FIG. 9 is a graph showing the influence of impacting each short side surface which is a width-wise end of slab. The same graph defines the horizontal axis as the distance in a normal direction to the short side from the width-wise center of slab, and defines the vertical axis as the displacement δ of slab surface in a thickness-wise direction of slab. Calculation results are shown for cases of impacting: only the left short side that lies left with respect to the withdrawing direction of slab; only the right short side; and both short sides simultaneously, wherein the casting slab is a bloom of approximately 400 mm in width, the distance between shafts of adjacent guide rolls ΔR is 400 mm, and an impact energy per side per segment is 45 J. It is understood from the results shown in the same graph that, when the left side impacting displacement δ_L which is the one in a thickness-wise direction of slab in the case of impacting only the left short side with respect to the withdrawing direction and the right side impacting displacement δ_R which is the one in a thickness-wise direction of slab in the case of impacting only the right short side on the right side are combined together, the resultant becomes equivalent to the displacement δ_D in a thickness direction of slab in the case of impacting both short sides of slab simultaneously.
In the case of impacting only the left short side with respect to the withdrawing direction or only the right short side, the horizontal length of the territory in which the displacement δ in a slab thickness-wise direction is at least 0.10 mm, is approximately 300 mm, which is the slab width-wise length in a normal direction to the short side, and the displacement δ cannot be made at least 0.10 mm over the entire width.
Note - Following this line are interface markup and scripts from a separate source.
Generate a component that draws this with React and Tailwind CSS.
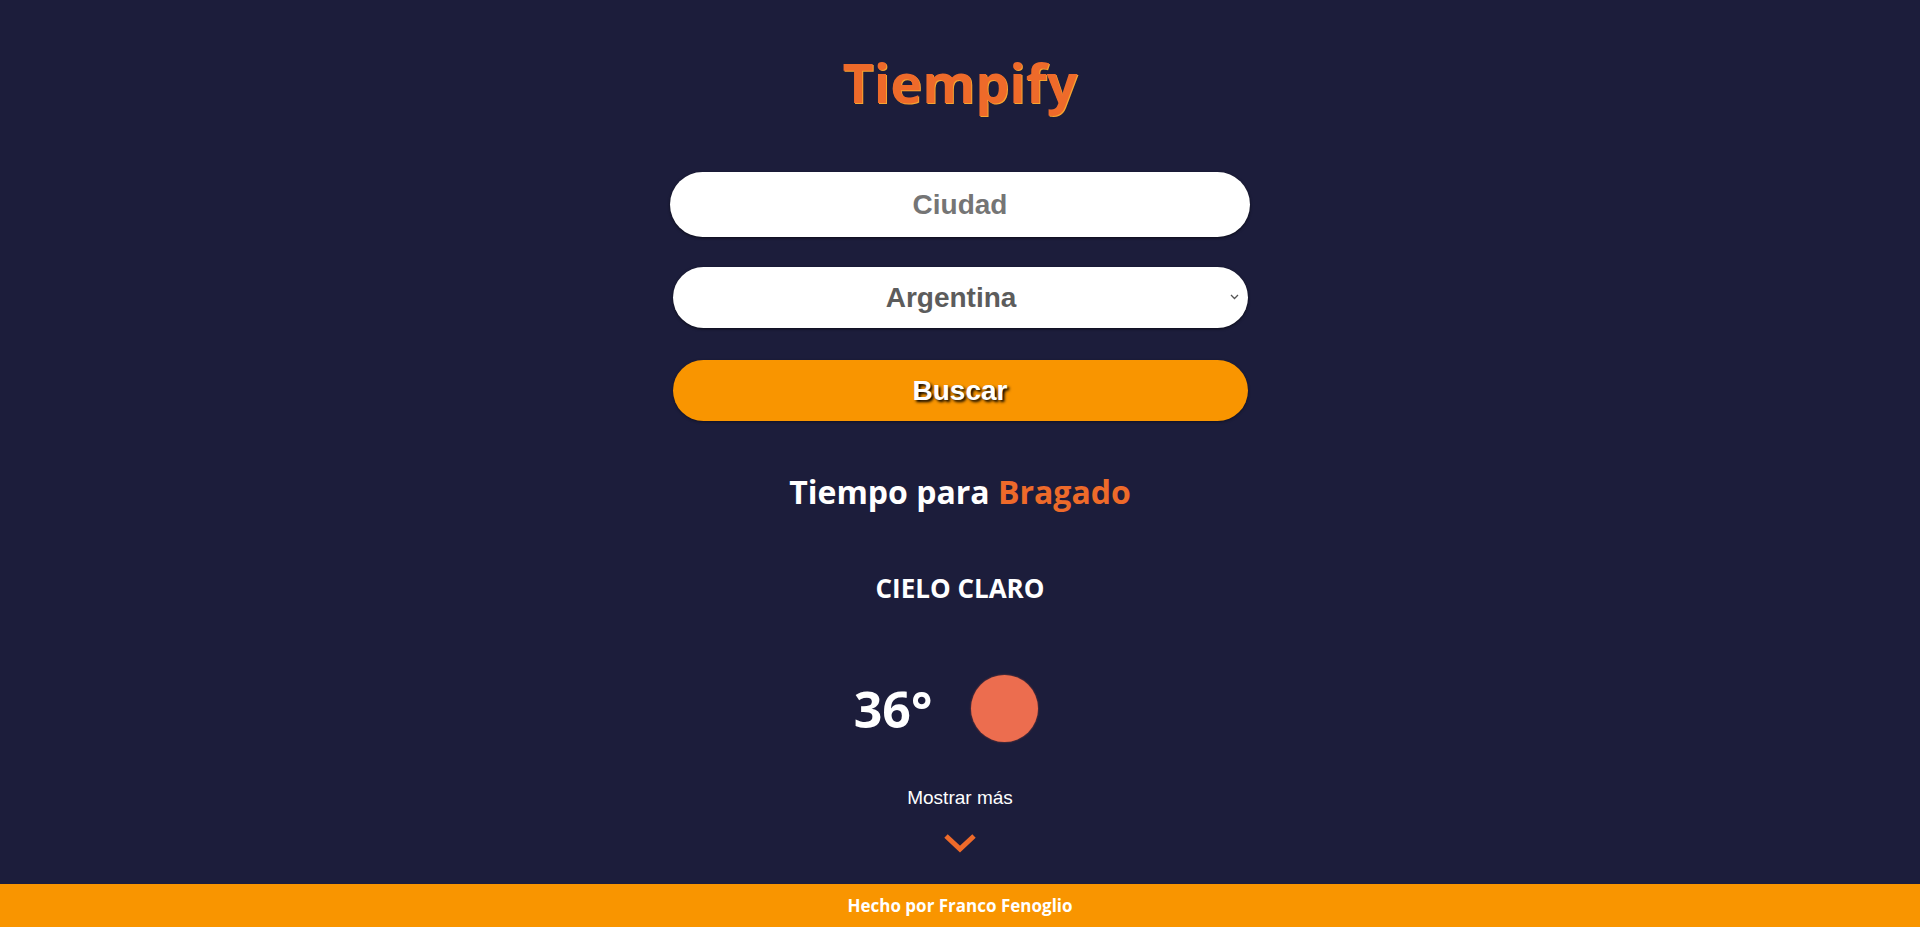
import { useState } from "react";

const App = () => {
  const [city, setCity] = useState("");
  const [country, setCountry] = useState("AR");

  return (
    <div className="min-h-screen flex flex-col bg-[#1c1d3b] font-['Open_Sans',sans-serif]">
      <main className="flex-1 flex flex-col items-center">
        <h1 className="mt-[42px] text-[54px] leading-[80px] font-bold text-[#ee6a2a] [text-shadow:1px_1px_0_#f6a530]">
          Tiempify
        </h1>

        <form
          onSubmit={(e) => e.preventDefault()}
          className="mt-[50px] w-[580px] flex flex-col items-center font-['Liberation_Sans',Arial,sans-serif]"
        >
          <input
            type="text"
            placeholder="Ciudad"
            value={city}
            onChange={(e) => setCity(e.target.value)}
            className="w-[580px] h-[65px] rounded-full bg-white text-center text-[28px] font-bold text-[#555] placeholder:text-[#757575] outline-none shadow-[0_1px_3px_rgba(0,0,0,0.6)]"
          />

          <div className="relative mt-[30px] w-[575px]">
            <select
              value={country}
              onChange={(e) => setCountry(e.target.value)}
              className="w-full h-[61px] appearance-none rounded-full bg-white pr-[18px] text-[28px] font-bold text-[#5c5c5c] [text-align-last:center] outline-none shadow-[0_1px_3px_rgba(0,0,0,0.6)]"
            >
              <option value="AR">Argentina</option>
              <option value="UY">Uruguay</option>
              <option value="CL">Chile</option>
            </select>
            <svg
              className="absolute right-[9px] top-[27px] w-[9px] h-[6px] pointer-events-none"
              viewBox="0 0 9 6"
              fill="none"
              stroke="#555"
              strokeWidth="1.3"
            >
              <path d="M1 1l3.5 3.5L8 1" />
            </svg>
          </div>

          <button
            type="submit"
            className="mt-[32px] w-[575px] h-[61px] rounded-full bg-[#f99500] text-white text-[28px] font-bold [text-shadow:2px_2px_3px_#000] shadow-[0_1px_3px_rgba(0,0,0,0.4)]"
          >
            Buscar
          </button>
        </form>

        <h2 className="mt-[49px] text-[32px] leading-[44px] font-bold text-white">
          Tiempo para <span className="text-[#ee6a2a]">Bragado</span>
        </h2>

        <p className="mt-[57px] text-[26px] leading-[34px] font-bold text-white">
          CIELO CLARO
        </p>

        <div className="mt-[70px] flex items-center gap-[11px]">
          <span className="text-[50px] leading-[66px] font-bold text-white">36°</span>
          <div className="w-[123px] h-[67px] flex items-center justify-center">
            <div className="w-[67px] h-[67px] rounded-full bg-[#ec6d4f] shadow-[0_0_2px_#a84a36]" />
          </div>
        </div>

        <button className="mt-[44px] text-[19px] leading-[24px] text-white font-['Liberation_Sans',Arial,sans-serif]">
          Mostrar más
        </button>

        <svg className="mt-[22px] w-[34px] h-[22px]" viewBox="0 0 34 22" fill="none" stroke="#ee6a2a" strokeWidth="5">
          <path d="M3 4l14 13L31 4" />
        </svg>
      </main>

      <footer className="h-[43px] bg-[#f99500] flex items-center justify-center text-white text-[17px] font-bold">
        Hecho por Franco Fenoglio
      </footer>
    </div>
  );
};

export default App;
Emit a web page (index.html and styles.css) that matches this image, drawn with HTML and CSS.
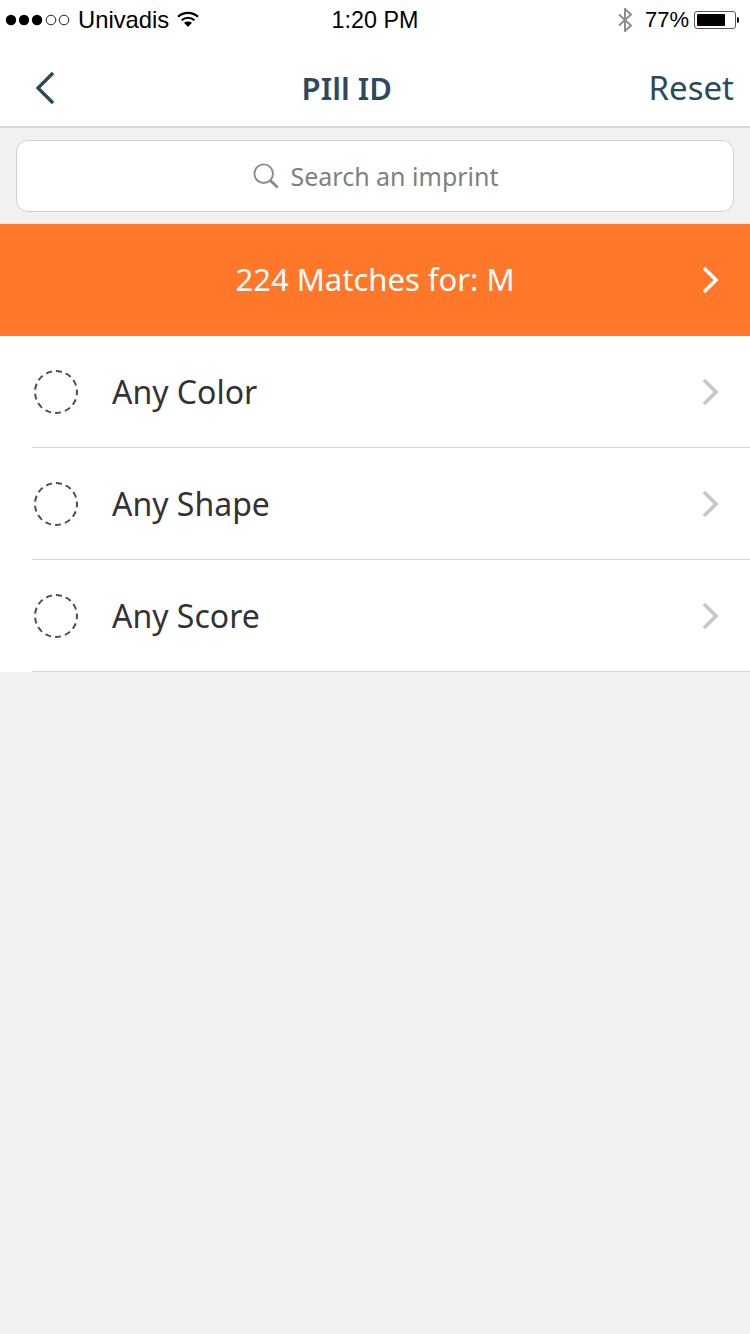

However, by simultaneously impacting the short sides on both sides, the displacement δ can be made at least 0.10 mm over the entire width of the impact position. In addition, as understood from FIG. 9, in the case of simultaneously impacting both short sides, a maximum value of displacement δ at the central portion in a width-wise direction of the slab reaches 0.40 mm, and thus the displacement δ can be increased drastically, and it is possible to achieve a further improvement in the internal quality of the casting slab.

INDUSTRIAL APPLICABILITY

According to the method of the present invention, since impacting the slab short side surface causes vibration having a displacement of the long side slab surface of at least 0.10 mm over a wide range of the slab, the segregation and/or center porosity is reduced, and thus a slab excelling in interior quality can be obtained. Therefore, the method of the present invention can be widely applied as a continuous casting method of casting slabs of preferable internal quality.

REFERENCE SIGNS LIST

1: immersion nozzle, 2: molten steel surface (meniscus), 3: mold, 4: molten steel, 5: solidified shell, 6: guide roll, 7: casting slab, 7a, 7b, 7c, 7d: casting slab specimen, 8: impact-vibration equipment, 9: block, 10: drive part

Claims

A continuous casting method of steel in which a slab having a rectangular cross section is cast while causing vibration in the slab with liquid core by disposing at least one pair of impact-vibration equipments on both short side surfaces of slab and continuously impacting those surfaces, characterized in that:
a vibration energy, a distance between shafts of adjacent guide rolls and a liquid core thickness are adjusted, so that the impacting of the short side surface causes a curve of displacement δ(x) of the long side slab surface in a slab thickness-wise direction as defined by the following formulas (1) and (2) to intersect a straight line δ(x) = 0.10 mm at two locations, and a distance of the intersection farther away from the coordinate origin in a slab width-wise direction, representing the distance from an impact position at the short side of the slab, is at least 200 mm; and

the short side is impacted, $δ (x) = \exp [- 1.5 \times {\{\ln (x / (200 \times {(ΔR / Δ R_{0})}^{0.587}))\}}^{2}] \times δmax$
$δmax = L_{0} \times {(E / E_{0})}^{0.5} \times (ΔR / Δ R_{0}) \times {(t / t_{0})}^{0.446}$
where each symbol in formulas (1) and (2) designates as follows,
x is a distance (mm) in a slab width-wise direction with the impact position on the short side of slab being 0,

δ(x) is a displacement (mm) of slab surface in a slab thickness-wise direction at the position x,

δmax is the maximum displacement (mm) in a slab thickness-wise direction,

ΔR is a distance between shafts of adjacent guide rolls (mm) at the position where impacting the short side,

E is impact energy per side per segment (J), and

t is a liquid core thickness of the slab at the impact position on the short side of the slab (mm),

wherein Constants are defined as E₀ = 39 (J), ΔR₀ = 245 (mm), t₀ = 26 (mm), and L₀ = 0.114 (mm).
The continuous casting method of steel according to claim 1, further characterized in that the same time phase is employed in cyclically impacting opposing left and right short sides of the slab, so that the displacements δ(x) generated by impacting the left and right short sides, respectively, are combined with each other, and the resultant displacement δ(x) thus combined is at least 0.10 mm over the entire width of the slab at the impact positions.